-- Stated task --
Every line with the word "React" in it should be extracted from the data that follows.

╔══

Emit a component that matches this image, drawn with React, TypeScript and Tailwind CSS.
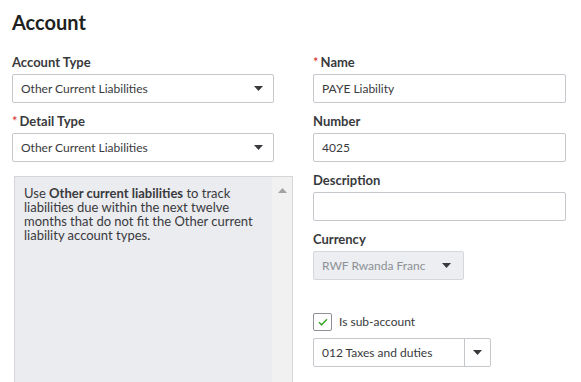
import React from 'react';

const font = { fontFamily: 'Lato, "Open Sans", sans-serif' };

const Caret = () => (
  <svg width="9" height="5" viewBox="0 0 9 5" className="shrink-0">
    <path d="M0 0h9L4.5 5z" fill="#393a3d" />
  </svg>
);

const Label: React.FC<{ text: string; required?: boolean }> = ({ text, required }) => (
  <div className="h-[18px] mb-[3px] text-[13px] leading-[18px] font-bold text-[#393a3d]">
    {required && <span className="text-[#d52b1e] mr-[2px] font-normal">*</span>}
    {text}
  </div>
);

const SelectBox: React.FC<{ value: string }> = ({ value }) => (
  <div className="h-[29px] flex items-center justify-between pl-[8px] pr-[10px] border border-[#c4c7cc] rounded-[2px] bg-white text-[12px] text-[#393a3d]">
    <span>{value}</span>
    <Caret />
  </div>
);

const TextBox: React.FC<{ value?: string }> = ({ value }) => (
  <div className="h-[29px] flex items-center pl-[8px] border border-[#c4c7cc] rounded-[2px] bg-white text-[12px] text-[#393a3d]">
    {value}
  </div>
);

const App: React.FC = () => {
  return (
    <div className="w-[581px] h-[382px] overflow-hidden bg-white pl-[12px] pt-[9px]" style={font}>
      <h1 className="text-[20px] leading-[26px] font-bold text-[#1f1f21] mb-[18px]">Account</h1>

      <div className="flex gap-[39px]">
        {/* Left column */}
        <div className="w-[262px]">
          <Label text="Account Type" />
          <SelectBox value="Other Current Liabilities" />
          <div className="h-[9px]" />
          <Label text="Detail Type" required />
          <SelectBox value="Other Current Liabilities" />

          <div className="mt-[14px] ml-[2px] w-[279px] h-[220px] flex border border-[#d4d6da] bg-[#ebecf0]">
            <div className="flex-1 pl-[9px] pr-[14px] pt-[9px] text-[13px] leading-[14px] text-[#393a3d]">
              <span>Use </span>
              <b className="font-bold">Other current liabilities</b>
              <span> to track liabilities due within the next twelve months that do not fit the Other current liability account types.</span>
            </div>
            <div className="w-[20px] shrink-0 bg-[#f1f1f1] flex justify-center pt-[11px]">
              <svg width="9" height="5" viewBox="0 0 9 5">
                <path d="M0 5h9L4.5 0z" fill="#a3a3a3" />
              </svg>
            </div>
          </div>
        </div>

        {/* Right column */}
        <div className="w-[253px]">
          <Label text="Name" required />
          <TextBox value="PAYE Liability" />
          <div className="h-[9px]" />
          <Label text="Number" />
          <TextBox value="4025" />
          <div className="h-[9px]" />
          <Label text="Description" />
          <TextBox />
          <div className="h-[9px]" />
          <Label text="Currency" />
          <div className="w-[151px] h-[29px] flex items-center justify-between pl-[8px] pr-[12px] border border-[#d4d7dc] rounded-[2px] bg-[#eceef1] text-[12px] text-[#8d9096]">
            <span>RWF Rwanda Franc</span>
            <Caret />
          </div>

          <div className="mt-[33px] flex items-center gap-[7px]">
            <div className="w-[19px] h-[18px] border border-[#8d9096] rounded-[2px] flex items-center justify-center bg-white">
              <svg width="10" height="8" viewBox="0 0 10 8">
                <path d="M1 4.2l2.6 2.6L9 1.2" fill="none" stroke="#2ca01c" strokeWidth="1.3" />
              </svg>
            </div>
            <span className="text-[12px] text-[#393a3d]">Is sub-account</span>
          </div>

          <div className="mt-[7px] w-[178px] h-[29px] flex border border-[#c4c7cc] rounded-[2px] bg-white text-[12px] text-[#393a3d]">
            <div className="flex-1 flex items-center pl-[8px] border-r border-[#c4c7cc]">012 Taxes and duties</div>
            <div className="w-[25px] flex items-center justify-center">
              <Caret />
            </div>
          </div>
        </div>
      </div>
    </div>
  );
};

export default App;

╚══

-- Solution to the problem --
Emit a component that matches this image, drawn with React, TypeScript and Tailwind CSS.
import React from 'react';
const Label: React.FC<{ text: string; required?: boolean }> = ({ text, required }) => (
const SelectBox: React.FC<{ value: string }> = ({ value }) => (
const TextBox: React.FC<{ value?: string }> = ({ value }) => (
const App: React.FC = () => {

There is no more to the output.